#### Stated exercise
Leave the pictures out. Return all other data exactly.
— BEGIN Collected material —
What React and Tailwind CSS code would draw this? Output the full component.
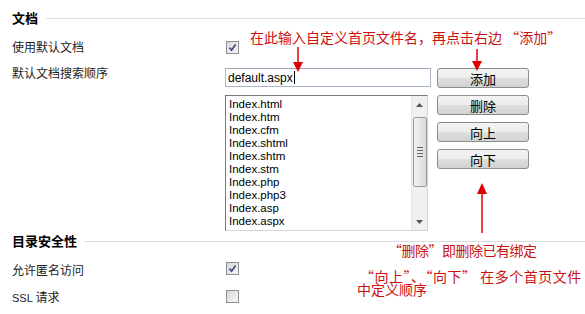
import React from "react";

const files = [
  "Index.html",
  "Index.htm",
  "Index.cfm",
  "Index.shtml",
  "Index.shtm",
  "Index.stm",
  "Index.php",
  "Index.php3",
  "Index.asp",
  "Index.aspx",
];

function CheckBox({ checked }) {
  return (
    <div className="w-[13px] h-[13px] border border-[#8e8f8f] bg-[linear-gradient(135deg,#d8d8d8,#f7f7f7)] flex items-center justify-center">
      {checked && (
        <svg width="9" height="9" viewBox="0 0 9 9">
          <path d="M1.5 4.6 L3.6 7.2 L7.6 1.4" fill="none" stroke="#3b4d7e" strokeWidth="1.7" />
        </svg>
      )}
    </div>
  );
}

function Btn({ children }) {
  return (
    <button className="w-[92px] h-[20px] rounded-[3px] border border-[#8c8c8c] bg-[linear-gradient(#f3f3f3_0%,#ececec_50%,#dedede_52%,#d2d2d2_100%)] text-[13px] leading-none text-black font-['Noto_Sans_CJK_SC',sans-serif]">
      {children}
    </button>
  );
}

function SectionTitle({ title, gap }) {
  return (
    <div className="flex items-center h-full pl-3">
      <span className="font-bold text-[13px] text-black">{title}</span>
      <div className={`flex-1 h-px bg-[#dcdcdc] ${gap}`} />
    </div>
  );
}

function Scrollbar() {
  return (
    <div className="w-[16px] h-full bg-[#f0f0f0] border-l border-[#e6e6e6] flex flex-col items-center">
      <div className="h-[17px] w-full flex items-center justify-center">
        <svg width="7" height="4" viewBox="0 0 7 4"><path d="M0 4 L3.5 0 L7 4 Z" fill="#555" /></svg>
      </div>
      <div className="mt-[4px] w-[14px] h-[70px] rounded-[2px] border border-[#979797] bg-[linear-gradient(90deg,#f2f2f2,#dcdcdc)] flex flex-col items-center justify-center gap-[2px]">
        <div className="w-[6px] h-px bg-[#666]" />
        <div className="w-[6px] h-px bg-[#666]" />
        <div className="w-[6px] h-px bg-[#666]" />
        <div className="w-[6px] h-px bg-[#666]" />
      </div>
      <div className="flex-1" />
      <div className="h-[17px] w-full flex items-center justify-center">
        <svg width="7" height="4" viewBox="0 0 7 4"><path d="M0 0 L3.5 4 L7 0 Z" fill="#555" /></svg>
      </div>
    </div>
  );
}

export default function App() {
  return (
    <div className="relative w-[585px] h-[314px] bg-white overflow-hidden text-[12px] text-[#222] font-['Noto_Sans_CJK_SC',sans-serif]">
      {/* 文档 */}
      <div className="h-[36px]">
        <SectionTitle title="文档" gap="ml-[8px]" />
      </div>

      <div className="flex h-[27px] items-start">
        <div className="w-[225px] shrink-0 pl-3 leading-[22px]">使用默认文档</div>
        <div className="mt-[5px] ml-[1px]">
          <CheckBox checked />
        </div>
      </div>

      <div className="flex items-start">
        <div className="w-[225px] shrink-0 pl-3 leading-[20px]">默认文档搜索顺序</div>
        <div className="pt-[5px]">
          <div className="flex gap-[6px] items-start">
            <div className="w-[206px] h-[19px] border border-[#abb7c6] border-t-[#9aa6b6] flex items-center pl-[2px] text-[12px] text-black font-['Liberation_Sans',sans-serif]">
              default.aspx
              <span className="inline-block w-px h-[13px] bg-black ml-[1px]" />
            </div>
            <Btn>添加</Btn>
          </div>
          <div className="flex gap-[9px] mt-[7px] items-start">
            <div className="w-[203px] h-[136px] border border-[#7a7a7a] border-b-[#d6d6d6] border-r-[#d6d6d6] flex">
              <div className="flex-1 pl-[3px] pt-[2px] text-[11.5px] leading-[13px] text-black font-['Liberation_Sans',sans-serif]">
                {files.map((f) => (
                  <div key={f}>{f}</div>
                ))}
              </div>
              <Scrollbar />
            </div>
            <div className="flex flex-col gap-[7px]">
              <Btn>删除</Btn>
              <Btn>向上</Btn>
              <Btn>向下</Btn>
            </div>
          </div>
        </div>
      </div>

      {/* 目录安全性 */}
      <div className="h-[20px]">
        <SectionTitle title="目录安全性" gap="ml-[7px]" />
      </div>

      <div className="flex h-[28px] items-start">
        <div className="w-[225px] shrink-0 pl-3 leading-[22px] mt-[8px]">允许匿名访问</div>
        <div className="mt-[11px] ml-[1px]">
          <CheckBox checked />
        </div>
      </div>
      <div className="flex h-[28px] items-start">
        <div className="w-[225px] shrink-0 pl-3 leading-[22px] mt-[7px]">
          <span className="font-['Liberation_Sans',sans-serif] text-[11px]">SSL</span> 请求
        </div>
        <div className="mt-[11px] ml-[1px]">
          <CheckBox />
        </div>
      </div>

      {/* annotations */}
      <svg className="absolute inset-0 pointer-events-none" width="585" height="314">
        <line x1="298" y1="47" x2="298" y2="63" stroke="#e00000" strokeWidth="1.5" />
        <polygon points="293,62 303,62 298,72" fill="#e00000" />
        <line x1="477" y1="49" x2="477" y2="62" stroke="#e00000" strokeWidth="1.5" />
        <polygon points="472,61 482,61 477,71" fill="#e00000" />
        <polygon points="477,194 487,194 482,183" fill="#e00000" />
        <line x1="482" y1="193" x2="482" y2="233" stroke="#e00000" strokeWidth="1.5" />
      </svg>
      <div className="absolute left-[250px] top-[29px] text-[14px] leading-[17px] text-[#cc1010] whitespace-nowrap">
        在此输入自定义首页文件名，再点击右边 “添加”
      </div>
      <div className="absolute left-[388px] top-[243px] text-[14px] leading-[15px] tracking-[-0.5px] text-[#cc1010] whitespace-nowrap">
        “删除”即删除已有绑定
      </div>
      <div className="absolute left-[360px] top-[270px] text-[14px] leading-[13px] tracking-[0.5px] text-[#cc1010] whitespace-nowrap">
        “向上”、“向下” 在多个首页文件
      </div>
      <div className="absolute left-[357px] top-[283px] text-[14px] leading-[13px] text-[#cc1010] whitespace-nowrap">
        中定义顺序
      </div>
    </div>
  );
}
— END Collected material —
#### Answer to the exercise
What React and Tailwind CSS code would draw this? Output the full component.
import React from "react";

const files = [
  "Index.html",
  "Index.htm",
  "Index.cfm",
  "Index.shtml",
  "Index.shtm",
  "Index.stm",
  "Index.php",
  "Index.php3",
  "Index.asp",
  "Index.aspx",
];

function CheckBox({ checked }) {
  return (
    <div className="w-[13px] h-[13px] border border-[#8e8f8f] bg-[linear-gradient(135deg,#d8d8d8,#f7f7f7)] flex items-center justify-center">
      {checked && (
        <svg width="9" height="9" viewBox="0 0 9 9">
          <path d="M1.5 4.6 L3.6 7.2 L7.6 1.4" fill="none" stroke="#3b4d7e" strokeWidth="1.7" />
        </svg>
      )}
    </div>
  );
}

function Btn({ children }) {
  return (
    <button className="w-[92px] h-[20px] rounded-[3px] border border-[#8c8c8c] bg-[linear-gradient(#f3f3f3_0%,#ececec_50%,#dedede_52%,#d2d2d2_100%)] text-[13px] leading-none text-black font-['Noto_Sans_CJK_SC',sans-serif]">
      {children}
    </button>
  );
}

function SectionTitle({ title, gap }) {
  return (
    <div className="flex items-center h-full pl-3">
      <span className="font-bold text-[13px] text-black">{title}</span>
      <div className={`flex-1 h-px bg-[#dcdcdc] ${gap}`} />
    </div>
  );
}

function Scrollbar() {
  return (
    <div className="w-[16px] h-full bg-[#f0f0f0] border-l border-[#e6e6e6] flex flex-col items-center">
      <div className="h-[17px] w-full flex items-center justify-center">
        <svg width="7" height="4" viewBox="0 0 7 4"><path d="M0 4 L3.5 0 L7 4 Z" fill="#555" /></svg>
      </div>
      <div className="mt-[4px] w-[14px] h-[70px] rounded-[2px] border border-[#979797] bg-[linear-gradient(90deg,#f2f2f2,#dcdcdc)] flex flex-col items-center justify-center gap-[2px]">
        <div className="w-[6px] h-px bg-[#666]" />
        <div className="w-[6px] h-px bg-[#666]" />
        <div className="w-[6px] h-px bg-[#666]" />
        <div className="w-[6px] h-px bg-[#666]" />
      </div>
      <div className="flex-1" />
      <div className="h-[17px] w-full flex items-center justify-center">
        <svg width="7" height="4" viewBox="0 0 7 4"><path d="M0 0 L3.5 4 L7 0 Z" fill="#555" /></svg>
      </div>
    </div>
  );
}

export default function App() {
  return (
    <div className="relative w-[585px] h-[314px] bg-white overflow-hidden text-[12px] text-[#222] font-['Noto_Sans_CJK_SC',sans-serif]">
      {/* 文档 */}
      <div className="h-[36px]">
        <SectionTitle title="文档" gap="ml-[8px]" />
      </div>

      <div className="flex h-[27px] items-start">
        <div className="w-[225px] shrink-0 pl-3 leading-[22px]">使用默认文档</div>
        <div className="mt-[5px] ml-[1px]">
          <CheckBox checked />
        </div>
      </div>

      <div className="flex items-start">
        <div className="w-[225px] shrink-0 pl-3 leading-[20px]">默认文档搜索顺序</div>
        <div className="pt-[5px]">
          <div className="flex gap-[6px] items-start">
            <div className="w-[206px] h-[19px] border border-[#abb7c6] border-t-[#9aa6b6] flex items-center pl-[2px] text-[12px] text-black font-['Liberation_Sans',sans-serif]">
              default.aspx
              <span className="inline-block w-px h-[13px] bg-black ml-[1px]" />
            </div>
            <Btn>添加</Btn>
          </div>
          <div className="flex gap-[9px] mt-[7px] items-start">
            <div className="w-[203px] h-[136px] border border-[#7a7a7a] border-b-[#d6d6d6] border-r-[#d6d6d6] flex">
              <div className="flex-1 pl-[3px] pt-[2px] text-[11.5px] leading-[13px] text-black font-['Liberation_Sans',sans-serif]">
                {files.map((f) => (
                  <div key={f}>{f}</div>
                ))}
              </div>
              <Scrollbar />
            </div>
            <div className="flex flex-col gap-[7px]">
              <Btn>删除</Btn>
              <Btn>向上</Btn>
              <Btn>向下</Btn>
            </div>
          </div>
        </div>
      </div>

      {/* 目录安全性 */}
      <div className="h-[20px]">
        <SectionTitle title="目录安全性" gap="ml-[7px]" />
      </div>

      <div className="flex h-[28px] items-start">
        <div className="w-[225px] shrink-0 pl-3 leading-[22px] mt-[8px]">允许匿名访问</div>
        <div className="mt-[11px] ml-[1px]">
          <CheckBox checked />
        </div>
      </div>
      <div className="flex h-[28px] items-start">
        <div className="w-[225px] shrink-0 pl-3 leading-[22px] mt-[7px]">
          <span className="font-['Liberation_Sans',sans-serif] text-[11px]">SSL</span> 请求
        </div>
        <div className="mt-[11px] ml-[1px]">
          <CheckBox />
        </div>
      </div>

      {/* annotations */}
      <svg className="absolute inset-0 pointer-events-none" width="585" height="314">
        <line x1="298" y1="47" x2="298" y2="63" stroke="#e00000" strokeWidth="1.5" />
        <polygon points="293,62 303,62 298,72" fill="#e00000" />
        <line x1="477" y1="49" x2="477" y2="62" stroke="#e00000" strokeWidth="1.5" />
        <polygon points="472,61 482,61 477,71" fill="#e00000" />
        <polygon points="477,194 487,194 482,183" fill="#e00000" />
        <line x1="482" y1="193" x2="482" y2="233" stroke="#e00000" strokeWidth="1.5" />
      </svg>
      <div className="absolute left-[250px] top-[29px] text-[14px] leading-[17px] text-[#cc1010] whitespace-nowrap">
        在此输入自定义首页文件名，再点击右边 “添加”
      </div>
      <div className="absolute left-[388px] top-[243px] text-[14px] leading-[15px] tracking-[-0.5px] text-[#cc1010] whitespace-nowrap">
        “删除”即删除已有绑定
      </div>
      <div className="absolute left-[360px] top-[270px] text-[14px] leading-[13px] tracking-[0.5px] text-[#cc1010] whitespace-nowrap">
        “向上”、“向下” 在多个首页文件
      </div>
      <div className="absolute left-[357px] top-[283px] text-[14px] leading-[13px] text-[#cc1010] whitespace-nowrap">
        中定义顺序
      </div>
    </div>
  );
}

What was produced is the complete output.